In this exercise, return the whole listing exactly, excluding any images.

┏━━

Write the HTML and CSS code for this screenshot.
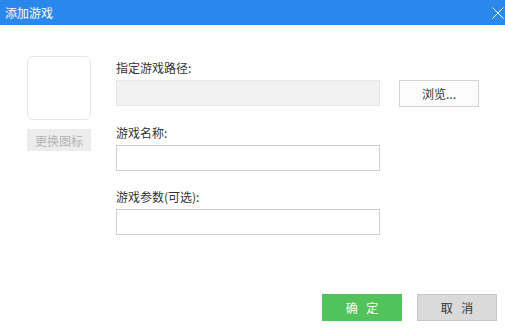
FILE: index.html
```html
<!DOCTYPE html>
<html lang="zh-CN">
<head>
  <meta charset="UTF-8">
  <title>添加游戏</title>
  <link rel="stylesheet" href="styles.css">
</head>
<body>
  <div class="dialog">
    <!-- Title bar -->
    <div class="titlebar">
      <span class="title">添加游戏</span>
      <svg class="close" width="12" height="12" viewBox="0 0 12 12">
        <path d="M0.5 0.5 L11.5 11.5 M11.5 0.5 L0.5 11.5" stroke="#fff" stroke-width="1" fill="none"/>
      </svg>
    </div>

    <!-- Body -->
    <div class="content">
      <div class="icon-col">
        <div class="icon-box"></div>
        <button class="icon-btn">更换图标</button>
      </div>

      <div class="form-col">
        <div class="row">
          <div class="label">指定游戏路径:</div>
          <div class="line">
            <input class="field readonly" type="text" readonly>
            <button class="browse">浏览...</button>
          </div>
        </div>
        <div class="row">
          <div class="label">游戏名称:</div>
          <input class="field" type="text">
        </div>
        <div class="row">
          <div class="label">游戏参数(可选):</div>
          <input class="field" type="text">
        </div>
      </div>
    </div>

    <!-- Footer -->
    <div class="footer">
      <button class="btn ok">确 定</button>
      <button class="btn cancel">取 消</button>
    </div>
  </div>
</body>
</html>
```

FILE: styles.css
```css
body {
  margin: 0;
  padding: 0;
  background: #fff;
  font-family: "Microsoft YaHei", "Noto Sans CJK SC", sans-serif;
  font-size: 12px;
  color: #333;
}

.dialog {
  width: 505px;
  height: 329px;
  display: flex;
  flex-direction: column;
}

.titlebar {
  height: 25px;
  background: #2a88ec;
  display: flex;
  align-items: center;
  justify-content: space-between;
  padding: 0 1px 0 5px;
  flex-shrink: 0;
}

.title {
  color: #fff;
  font-size: 12px;
  line-height: 16px;
}

.close {
  display: block;
}

.content {
  display: flex;
  padding: 31px 0 0 27px;
  gap: 25px;
}

.icon-col {
  display: flex;
  flex-direction: column;
  gap: 9px;
  width: 64px;
}

.icon-box {
  width: 62px;
  height: 62px;
  border: 1px solid #e6e6e6;
  border-radius: 6px;
}

.icon-btn {
  width: 64px;
  height: 22px;
  border: none;
  background: #ececec;
  color: #b3b3b3;
  font-family: inherit;
  font-size: 12px;
  padding: 0;
}

.form-col {
  display: flex;
  flex-direction: column;
  gap: 18px;
  padding-top: 4px;
}

.label {
  line-height: 16px;
  margin-bottom: 4px;
}

.line {
  display: flex;
  gap: 19px;
}

.field {
  display: block;
  box-sizing: border-box;
  width: 264px;
  height: 26px;
  border: 1px solid #cfcfcf;
  background: #fff;
  margin: 0;
  padding: 0 4px;
  outline: none;
}

.field.readonly {
  background: #f2f2f2;
  border-color: #e6e6e6;
}

.browse {
  width: 80px;
  height: 27px;
  border: 1px solid #d2d2d2;
  background: #fcfcfc;
  color: #333;
  font-family: inherit;
  font-size: 12px;
  padding: 0;
}

.footer {
  margin-top: auto;
  display: flex;
  justify-content: flex-end;
  gap: 15px;
  padding: 0 8px 8px 0;
}

.btn {
  width: 80px;
  height: 27px;
  font-family: inherit;
  font-size: 12px;
  word-spacing: 6px;
  padding: 0;
}

.ok {
  background: #51c35a;
  border: 1px solid #51c35a;
  color: #fff;
}

.cancel {
  background: #dadada;
  border: 1px solid #c6c6c6;
  color: #333;
}
```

┗━━

**Finished task:**
Write the HTML and CSS code for this screenshot.
FILE: index.html
```html
<!DOCTYPE html>
<html lang="zh-CN">
<head>
  <meta charset="UTF-8">
  <title>添加游戏</title>
  <link rel="stylesheet" href="styles.css">
</head>
<body>
  <div class="dialog">
    <!-- Title bar -->
    <div class="titlebar">
      <span class="title">添加游戏</span>
      <svg class="close" width="12" height="12" viewBox="0 0 12 12">
        <path d="M0.5 0.5 L11.5 11.5 M11.5 0.5 L0.5 11.5" stroke="#fff" stroke-width="1" fill="none"/>
      </svg>
    </div>

    <!-- Body -->
    <div class="content">
      <div class="icon-col">
        <div class="icon-box"></div>
        <button class="icon-btn">更换图标</button>
      </div>

      <div class="form-col">
        <div class="row">
          <div class="label">指定游戏路径:</div>
          <div class="line">
            <input class="field readonly" type="text" readonly>
            <button class="browse">浏览...</button>
          </div>
        </div>
        <div class="row">
          <div class="label">游戏名称:</div>
          <input class="field" type="text">
        </div>
        <div class="row">
          <div class="label">游戏参数(可选):</div>
          <input class="field" type="text">
        </div>
      </div>
    </div>

    <!-- Footer -->
    <div class="footer">
      <button class="btn ok">确 定</button>
      <button class="btn cancel">取 消</button>
    </div>
  </div>
</body>
</html>
```

FILE: styles.css
```css
body {
  margin: 0;
  padding: 0;
  background: #fff;
  font-family: "Microsoft YaHei", "Noto Sans CJK SC", sans-serif;
  font-size: 12px;
  color: #333;
}

.dialog {
  width: 505px;
  height: 329px;
  display: flex;
  flex-direction: column;
}

.titlebar {
  height: 25px;
  background: #2a88ec;
  display: flex;
  align-items: center;
  justify-content: space-between;
  padding: 0 1px 0 5px;
  flex-shrink: 0;
}

.title {
  color: #fff;
  font-size: 12px;
  line-height: 16px;
}

.close {
  display: block;
}

.content {
  display: flex;
  padding: 31px 0 0 27px;
  gap: 25px;
}

.icon-col {
  display: flex;
  flex-direction: column;
  gap: 9px;
  width: 64px;
}

.icon-box {
  width: 62px;
  height: 62px;
  border: 1px solid #e6e6e6;
  border-radius: 6px;
}

.icon-btn {
  width: 64px;
  height: 22px;
  border: none;
  background: #ececec;
  color: #b3b3b3;
  font-family: inherit;
  font-size: 12px;
  padding: 0;
}

.form-col {
  display: flex;
  flex-direction: column;
  gap: 18px;
  padding-top: 4px;
}

.label {
  line-height: 16px;
  margin-bottom: 4px;
}

.line {
  display: flex;
  gap: 19px;
}

.field {
  display: block;
  box-sizing: border-box;
  width: 264px;
  height: 26px;
  border: 1px solid #cfcfcf;
  background: #fff;
  margin: 0;
  padding: 0 4px;
  outline: none;
}

.field.readonly {
  background: #f2f2f2;
  border-color: #e6e6e6;
}

.browse {
  width: 80px;
  height: 27px;
  border: 1px solid #d2d2d2;
  background: #fcfcfc;
  color: #333;
  font-family: inherit;
  font-size: 12px;
  padding: 0;
}

.footer {
  margin-top: auto;
  display: flex;
  justify-content: flex-end;
  gap: 15px;
  padding: 0 8px 8px 0;
}

.btn {
  width: 80px;
  height: 27px;
  font-family: inherit;
  font-size: 12px;
  word-spacing: 6px;
  padding: 0;
}

.ok {
  background: #51c35a;
  border: 1px solid #51c35a;
  color: #fff;
}

.cancel {
  background: #dadada;
  border: 1px solid #c6c6c6;
  color: #333;
}
```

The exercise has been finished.